With
Decision No. 17 of 23 January 2020 and in imposing a sanction on an Italian
University for not having properly protected the confidentiality of the
identification data of two persons – the whistleblowers –, who had reported
possible unlawful behaviours, the Italian Data Protection Authority has laid
stress on the fact that an obligation weighs on the Employer, namely, the
“Controller” (pursuant to Article 4 of Regulation EU 2016/679, hereinafter, the
“GDPR”) to implement technical and organisational measures fit to ensure the
protection of the personal data processed (cf.
Newsletter of the Italian Data Protection Authority No. 462 of 18 February
2020).
In particular, at the time of the facts and in
aligning itself with the obligations to properly protect the employee that
reports unlawful behaviours within the working environment (the so-called “whistleblowing”
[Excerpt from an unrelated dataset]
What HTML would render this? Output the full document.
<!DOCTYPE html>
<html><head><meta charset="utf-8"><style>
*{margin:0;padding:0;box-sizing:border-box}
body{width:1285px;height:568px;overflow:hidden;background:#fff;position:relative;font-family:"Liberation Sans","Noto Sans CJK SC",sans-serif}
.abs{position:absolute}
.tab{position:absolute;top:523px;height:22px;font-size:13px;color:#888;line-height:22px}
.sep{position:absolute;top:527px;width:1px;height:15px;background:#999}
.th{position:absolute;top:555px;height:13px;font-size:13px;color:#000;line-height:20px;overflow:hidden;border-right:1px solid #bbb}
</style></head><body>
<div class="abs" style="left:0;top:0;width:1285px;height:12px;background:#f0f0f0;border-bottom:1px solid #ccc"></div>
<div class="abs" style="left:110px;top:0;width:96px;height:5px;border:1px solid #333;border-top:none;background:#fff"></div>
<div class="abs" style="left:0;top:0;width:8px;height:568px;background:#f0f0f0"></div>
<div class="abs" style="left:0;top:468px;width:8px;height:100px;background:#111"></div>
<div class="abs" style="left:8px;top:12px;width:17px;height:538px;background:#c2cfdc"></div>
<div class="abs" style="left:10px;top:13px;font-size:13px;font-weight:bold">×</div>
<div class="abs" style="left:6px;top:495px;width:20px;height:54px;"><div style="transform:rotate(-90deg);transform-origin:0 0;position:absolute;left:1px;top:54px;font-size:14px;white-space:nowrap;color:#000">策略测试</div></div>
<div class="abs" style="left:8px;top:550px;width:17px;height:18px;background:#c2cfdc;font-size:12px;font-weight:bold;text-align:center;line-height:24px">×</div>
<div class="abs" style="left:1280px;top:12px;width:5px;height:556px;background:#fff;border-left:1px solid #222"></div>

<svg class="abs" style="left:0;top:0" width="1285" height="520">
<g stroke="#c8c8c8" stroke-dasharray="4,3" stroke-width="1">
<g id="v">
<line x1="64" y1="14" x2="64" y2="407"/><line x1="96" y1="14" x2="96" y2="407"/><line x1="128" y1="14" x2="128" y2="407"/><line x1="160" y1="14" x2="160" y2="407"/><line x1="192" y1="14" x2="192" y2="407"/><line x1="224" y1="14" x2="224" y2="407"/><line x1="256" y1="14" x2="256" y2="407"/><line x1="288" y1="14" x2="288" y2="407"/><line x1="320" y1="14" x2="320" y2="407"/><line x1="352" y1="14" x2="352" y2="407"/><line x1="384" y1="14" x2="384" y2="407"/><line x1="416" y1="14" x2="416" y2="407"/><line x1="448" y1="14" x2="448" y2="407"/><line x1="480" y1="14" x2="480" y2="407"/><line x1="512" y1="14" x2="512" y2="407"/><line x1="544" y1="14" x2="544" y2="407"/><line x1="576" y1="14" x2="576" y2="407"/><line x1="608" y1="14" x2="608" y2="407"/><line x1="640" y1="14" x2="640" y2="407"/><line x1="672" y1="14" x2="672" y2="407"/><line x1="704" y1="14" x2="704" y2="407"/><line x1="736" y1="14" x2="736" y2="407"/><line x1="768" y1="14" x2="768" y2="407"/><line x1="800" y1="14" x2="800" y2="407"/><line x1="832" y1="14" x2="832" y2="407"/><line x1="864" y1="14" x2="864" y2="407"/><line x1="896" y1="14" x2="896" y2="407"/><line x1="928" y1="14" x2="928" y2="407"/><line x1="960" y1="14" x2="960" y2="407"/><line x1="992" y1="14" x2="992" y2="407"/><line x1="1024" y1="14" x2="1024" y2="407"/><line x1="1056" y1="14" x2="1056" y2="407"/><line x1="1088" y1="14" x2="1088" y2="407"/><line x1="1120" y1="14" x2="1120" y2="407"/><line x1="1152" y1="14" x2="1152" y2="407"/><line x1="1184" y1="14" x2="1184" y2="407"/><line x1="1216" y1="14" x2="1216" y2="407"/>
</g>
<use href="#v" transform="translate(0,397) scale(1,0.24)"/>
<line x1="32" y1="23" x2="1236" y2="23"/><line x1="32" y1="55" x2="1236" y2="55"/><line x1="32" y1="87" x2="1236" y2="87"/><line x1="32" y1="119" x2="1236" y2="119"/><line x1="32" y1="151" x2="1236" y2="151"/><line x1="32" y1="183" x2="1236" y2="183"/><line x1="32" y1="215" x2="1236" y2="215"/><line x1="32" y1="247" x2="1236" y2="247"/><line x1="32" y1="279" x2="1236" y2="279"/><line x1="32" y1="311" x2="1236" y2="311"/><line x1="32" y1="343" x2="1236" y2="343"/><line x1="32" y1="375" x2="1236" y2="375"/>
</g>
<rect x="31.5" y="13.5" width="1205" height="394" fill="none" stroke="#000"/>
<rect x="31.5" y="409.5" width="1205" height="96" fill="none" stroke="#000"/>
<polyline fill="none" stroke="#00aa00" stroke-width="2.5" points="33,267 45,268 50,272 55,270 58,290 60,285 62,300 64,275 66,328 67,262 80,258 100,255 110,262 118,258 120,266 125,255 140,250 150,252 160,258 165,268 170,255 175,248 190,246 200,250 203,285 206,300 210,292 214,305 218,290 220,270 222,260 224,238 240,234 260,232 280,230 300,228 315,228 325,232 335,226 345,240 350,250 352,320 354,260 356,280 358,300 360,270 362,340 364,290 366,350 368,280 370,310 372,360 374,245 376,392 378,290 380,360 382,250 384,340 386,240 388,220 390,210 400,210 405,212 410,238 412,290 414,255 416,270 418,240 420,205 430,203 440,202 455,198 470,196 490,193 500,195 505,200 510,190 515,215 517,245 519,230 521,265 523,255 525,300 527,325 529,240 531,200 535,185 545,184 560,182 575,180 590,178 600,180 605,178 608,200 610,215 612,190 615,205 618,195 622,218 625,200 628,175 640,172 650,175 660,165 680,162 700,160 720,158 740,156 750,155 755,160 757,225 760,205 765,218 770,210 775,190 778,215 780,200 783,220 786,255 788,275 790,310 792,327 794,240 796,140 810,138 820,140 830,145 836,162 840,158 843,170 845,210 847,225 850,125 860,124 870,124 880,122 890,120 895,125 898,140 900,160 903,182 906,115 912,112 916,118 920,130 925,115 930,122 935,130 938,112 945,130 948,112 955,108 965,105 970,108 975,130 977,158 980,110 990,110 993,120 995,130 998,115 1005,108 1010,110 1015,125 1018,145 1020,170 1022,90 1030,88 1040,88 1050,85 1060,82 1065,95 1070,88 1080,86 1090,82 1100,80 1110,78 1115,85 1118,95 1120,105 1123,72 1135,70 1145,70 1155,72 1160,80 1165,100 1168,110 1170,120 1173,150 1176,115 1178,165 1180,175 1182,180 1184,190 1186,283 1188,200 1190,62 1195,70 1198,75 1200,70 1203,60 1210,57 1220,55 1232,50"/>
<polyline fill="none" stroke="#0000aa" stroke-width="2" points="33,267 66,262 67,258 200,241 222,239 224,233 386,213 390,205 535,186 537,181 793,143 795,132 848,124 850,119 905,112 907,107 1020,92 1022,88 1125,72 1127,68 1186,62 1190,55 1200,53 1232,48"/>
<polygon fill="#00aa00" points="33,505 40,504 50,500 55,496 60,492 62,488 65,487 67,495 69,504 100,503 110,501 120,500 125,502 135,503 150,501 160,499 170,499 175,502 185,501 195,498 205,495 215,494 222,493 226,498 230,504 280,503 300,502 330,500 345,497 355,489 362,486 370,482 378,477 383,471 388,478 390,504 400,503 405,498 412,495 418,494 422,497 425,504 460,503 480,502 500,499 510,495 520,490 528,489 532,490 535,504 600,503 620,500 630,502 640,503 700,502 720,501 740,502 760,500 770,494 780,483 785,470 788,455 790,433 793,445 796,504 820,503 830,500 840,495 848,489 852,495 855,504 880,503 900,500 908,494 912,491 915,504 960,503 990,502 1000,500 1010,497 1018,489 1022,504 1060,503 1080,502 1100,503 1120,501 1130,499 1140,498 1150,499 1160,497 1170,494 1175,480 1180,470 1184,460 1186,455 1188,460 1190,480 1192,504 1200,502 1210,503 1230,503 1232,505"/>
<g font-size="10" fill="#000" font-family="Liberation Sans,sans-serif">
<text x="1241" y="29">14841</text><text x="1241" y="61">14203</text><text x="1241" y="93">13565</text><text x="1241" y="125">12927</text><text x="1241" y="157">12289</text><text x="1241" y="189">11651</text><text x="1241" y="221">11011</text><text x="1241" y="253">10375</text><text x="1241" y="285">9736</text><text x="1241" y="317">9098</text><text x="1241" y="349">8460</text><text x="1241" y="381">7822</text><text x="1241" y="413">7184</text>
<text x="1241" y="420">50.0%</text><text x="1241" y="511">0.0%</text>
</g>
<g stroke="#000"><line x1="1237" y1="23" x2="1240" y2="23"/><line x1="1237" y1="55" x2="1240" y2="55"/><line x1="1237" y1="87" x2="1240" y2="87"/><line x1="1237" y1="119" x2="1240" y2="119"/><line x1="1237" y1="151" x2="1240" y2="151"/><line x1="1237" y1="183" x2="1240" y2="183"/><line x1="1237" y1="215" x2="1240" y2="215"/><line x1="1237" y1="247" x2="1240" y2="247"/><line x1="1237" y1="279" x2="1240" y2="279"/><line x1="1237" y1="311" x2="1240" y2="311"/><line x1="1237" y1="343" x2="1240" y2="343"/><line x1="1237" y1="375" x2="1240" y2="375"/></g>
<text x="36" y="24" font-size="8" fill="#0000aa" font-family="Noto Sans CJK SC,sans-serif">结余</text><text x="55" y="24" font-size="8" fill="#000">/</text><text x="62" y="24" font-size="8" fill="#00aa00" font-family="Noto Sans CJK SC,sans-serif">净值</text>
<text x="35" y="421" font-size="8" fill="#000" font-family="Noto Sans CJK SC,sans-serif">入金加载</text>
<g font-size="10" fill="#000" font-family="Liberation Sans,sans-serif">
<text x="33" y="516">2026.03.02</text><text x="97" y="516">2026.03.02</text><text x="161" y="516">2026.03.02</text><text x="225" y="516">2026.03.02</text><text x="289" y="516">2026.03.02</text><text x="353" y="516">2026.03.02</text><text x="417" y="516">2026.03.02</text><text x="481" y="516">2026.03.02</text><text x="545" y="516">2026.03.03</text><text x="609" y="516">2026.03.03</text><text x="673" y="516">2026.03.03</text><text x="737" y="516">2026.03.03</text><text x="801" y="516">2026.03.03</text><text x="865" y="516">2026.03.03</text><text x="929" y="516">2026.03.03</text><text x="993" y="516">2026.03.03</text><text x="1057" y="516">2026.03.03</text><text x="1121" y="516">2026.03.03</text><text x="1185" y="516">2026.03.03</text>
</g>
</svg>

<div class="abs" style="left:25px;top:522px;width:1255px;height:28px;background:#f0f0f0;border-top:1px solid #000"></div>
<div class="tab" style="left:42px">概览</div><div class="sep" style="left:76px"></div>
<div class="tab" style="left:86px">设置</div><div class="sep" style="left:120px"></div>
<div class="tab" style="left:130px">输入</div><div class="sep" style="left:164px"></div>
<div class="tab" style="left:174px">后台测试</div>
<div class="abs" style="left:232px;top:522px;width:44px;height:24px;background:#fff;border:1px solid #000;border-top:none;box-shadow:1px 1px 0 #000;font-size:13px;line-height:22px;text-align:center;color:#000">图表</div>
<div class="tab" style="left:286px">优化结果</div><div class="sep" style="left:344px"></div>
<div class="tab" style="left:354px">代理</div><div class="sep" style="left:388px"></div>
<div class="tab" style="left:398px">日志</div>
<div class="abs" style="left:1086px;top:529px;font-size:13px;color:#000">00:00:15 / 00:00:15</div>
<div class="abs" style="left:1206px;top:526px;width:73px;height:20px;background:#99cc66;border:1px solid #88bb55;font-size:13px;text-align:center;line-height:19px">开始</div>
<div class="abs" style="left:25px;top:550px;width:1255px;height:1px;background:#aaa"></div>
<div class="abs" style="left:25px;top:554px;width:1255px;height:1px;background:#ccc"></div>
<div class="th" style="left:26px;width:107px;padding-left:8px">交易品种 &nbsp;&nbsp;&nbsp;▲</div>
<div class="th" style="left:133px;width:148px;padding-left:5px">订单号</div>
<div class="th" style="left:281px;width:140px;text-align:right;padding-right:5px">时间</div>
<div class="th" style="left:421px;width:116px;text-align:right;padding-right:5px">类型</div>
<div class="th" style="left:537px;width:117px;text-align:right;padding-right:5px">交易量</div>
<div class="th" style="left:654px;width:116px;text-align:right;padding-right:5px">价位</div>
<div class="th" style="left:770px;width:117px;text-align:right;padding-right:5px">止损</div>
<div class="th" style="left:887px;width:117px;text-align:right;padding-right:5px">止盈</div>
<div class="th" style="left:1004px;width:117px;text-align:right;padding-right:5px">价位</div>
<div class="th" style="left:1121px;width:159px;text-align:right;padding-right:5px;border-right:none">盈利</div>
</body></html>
introduced in the Italian legal system with Legislative Decree No. 165 of 30
March 2001), the University had chosen to use a technological solution. In this
case, in order to ensure the protection in the capture and management of all
reports of offences, the University had availed itself to the use of a software
platform supplied by a third party outside the University’s organisation.
In
changing and concomitantly updating the software platform, there was the
so-called overwriting of access credentials leading to an exposure of the
personal data of the two whistleblowers on some browsers accessible and
viewable by whomever searched on the Internet.
As
a result of the above, the University served notice on the Italian Data
Protection Authority as to the so-called data breach, with which the University
reported the spread of the common personal data of the two whistleblowers on
the public web, to the extent that they could potentially be consulted by anyone.
The
investigation carried out by the Italian Data Protection Authority has found
that the University had not adopted proper technical and organisational
measures aimed at ensuring “the security and confidentiality needs typical
of data management within whistleblowing procedures”; on the other hand,
the University failed to define a correct procedure for controlling accesses,
which should have limited data processing to the authorised staff.
Indeed,
the University had limited itself to embrace the security measures chosen by
the software supplier. Nonetheless, the above-mentioned security measures were
neither suitable nor fit, since they failed to foresee measures such as coding
or the adoption of a safe communication protocol for information, thus allowing
the infringement of the confidentiality and of the integrity of the personal
data processed, as well as the respective incorrect keeping and accessibility.
In
particular, the Italian Data Protection Authority held that “As regards the
application at issue, in light of the nature, the scope and the aim of the
processing, as well as of the high risk for the rights and freedoms of the
whistleblowers, the solution adopted by the University can in no way be deemed
a technical measure fit to ensure the confidentiality and the integrity of the
data processed as well as the authenticity of the website used by the users
both as a whistleblowing channel (employees, students, etc.) and as a tool for
managing any whistleblowing (Head of Corruption Prevention and of Transparency,
i.e. RPCT and the respective collaborators, if any”.